The volley serve is the more-traditional serve in pickleball. There are several rules to hitting a successful volley serve. The volley serve is when the paddle strikes the ball before the ball hits the ground. 

  • The serve must be made with either an underhand or backhand motion with the arm of the server moving upward when the ball is struck. The ball cannot be struck from above or from the side.
  • The paddle must make contact with the ball below the waist. 
  • The paddle head must be below the highest part of your wrist when the ball is struck. The entire paddle must be below the serving hand when the ball is struck.

There are a few advantages to each serve and a few disadvantages, too. 

The “drop” serve has less restrictions, and is easier to use to get the ball in. Spin is fairly easy to use here if the server is able to manipulate the paddle. Its downside is that it’s more difficult to power because a pickleball generally does not bounce very high when dropped. 

The volley serve requires more precision because of the rules but the upside is the amount of power that can be added to the serve because a ball can be struck in any manner as long as the server follows the rules. 

Making sure you follow the rules

Regardless of which serve you use there are a few other things to consider for your serve to be legal. The serve must land in the diagonally opposite service area and must clear the entirety of the non-volley zone. A serve that lines on the line of the NVZ is a fault. 
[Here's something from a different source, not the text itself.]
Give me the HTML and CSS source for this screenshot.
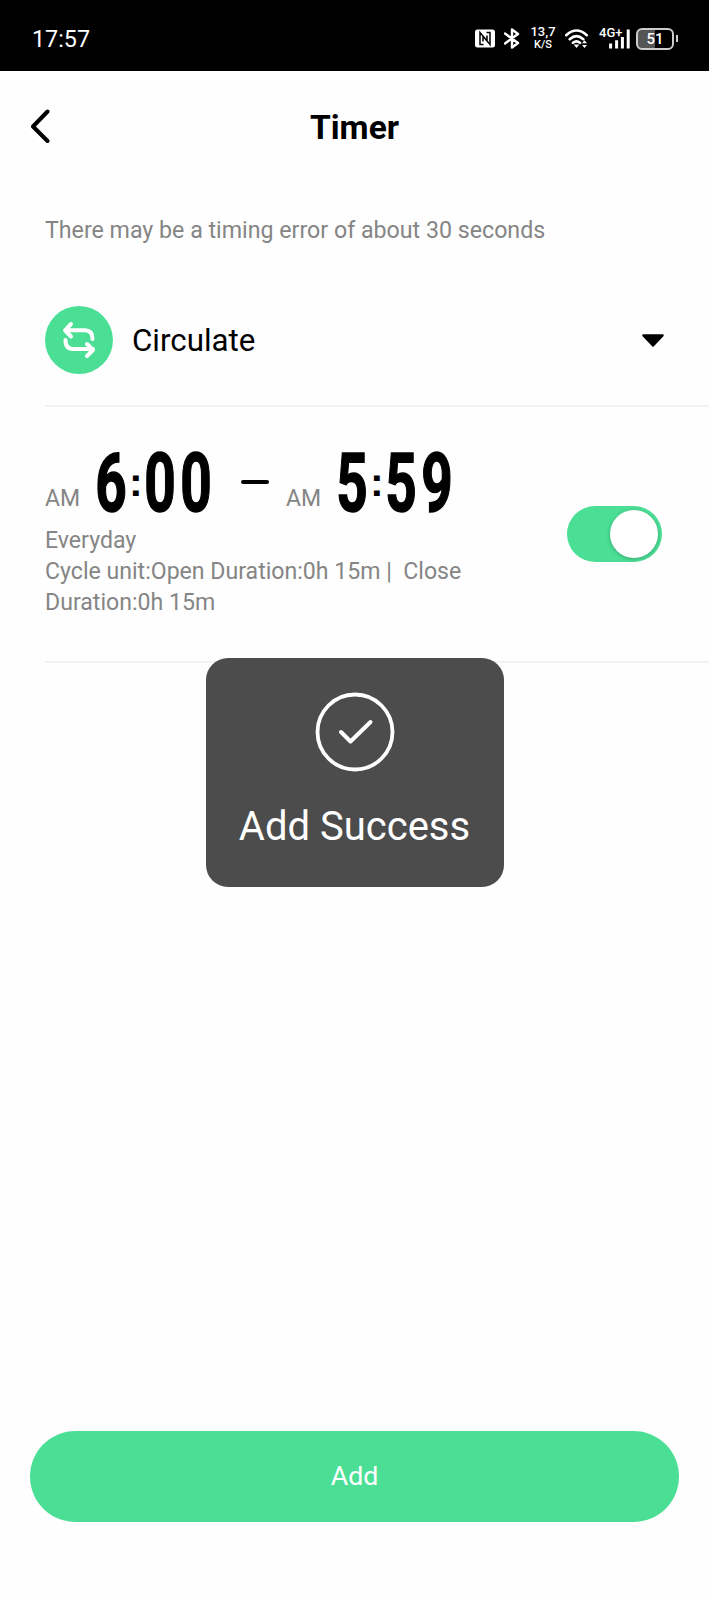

Your feet must be correctly placed behind the baseline. As long as no part of your body is touching the line or in front of the line, you are considered to be in a legal position. Also your feet must be inside the imaginary extension of the sideline and the centerline.

Only one serve attempt is allowed per server. If the server faults, there is no second serve. 

Strategy for the serve

It is considered wise to serve the ball deeper on the court as it will affect the time the receiver has to move forward toward the non-volley zone. A deep serve doesn’t mean fast or slow or high or low. A good, deep serve is effective, no matter how it gets accomplished.

A deep serve often results in a more shallow return and will give you more choices for a third shot. A good, deep serve allows for options in upcoming shots for the rest of the rally.

Scoring and sequence

At the start of the game, the serving team is determined by a coin toss or other means. After the first serve, each player takes turns until a fault is committed.

Traditional scoring, or side-out scoring means the only time a team can score a point is when that team is serving. 

Before the serve, the score is always called. It is the responsibility of the server to announce the score. It serves two purposes – to let the other team know the rally is getting ready to start and to also let everyone know what the serve is so it can be corrected if it was announced in error.

The player on the right side of the court always serves first in the game, or after a side-out in the doubles game. In singles pickleball, the server serves from the right if his or her score is zero or even (0, 2, 4, 6, 8, 10, etc.) and from the left if his or her score is odd (1, 3, 5, 7, 9, etc.). 

The server continues to serve until he or she commits a fault. After a fault, the opposing team gains the serve and their score remains unchanged. (For more information on scoring, check out our scoring guide article)

Serving faults

If the server commits any of the following, it is a fault and the rally is over.

  • Failing to strike the ball in the correct service court.
  • Serving into the net or into the non-volley zone on the opponent’s side of the court.
  • Serving out of bounds, either long or wide.
  • Stepping over the baseline before making contact with the ball
  • Failing to make an underhand serve or having the wrist above the navel on a volley serve
  • Applying force to the ball, either upward or downward on a “drop” serve.

Know the rules

Remember to understand the rules of the serve. There may be slight variations where you play, what kind of tournament it is and what type of scoring that is used.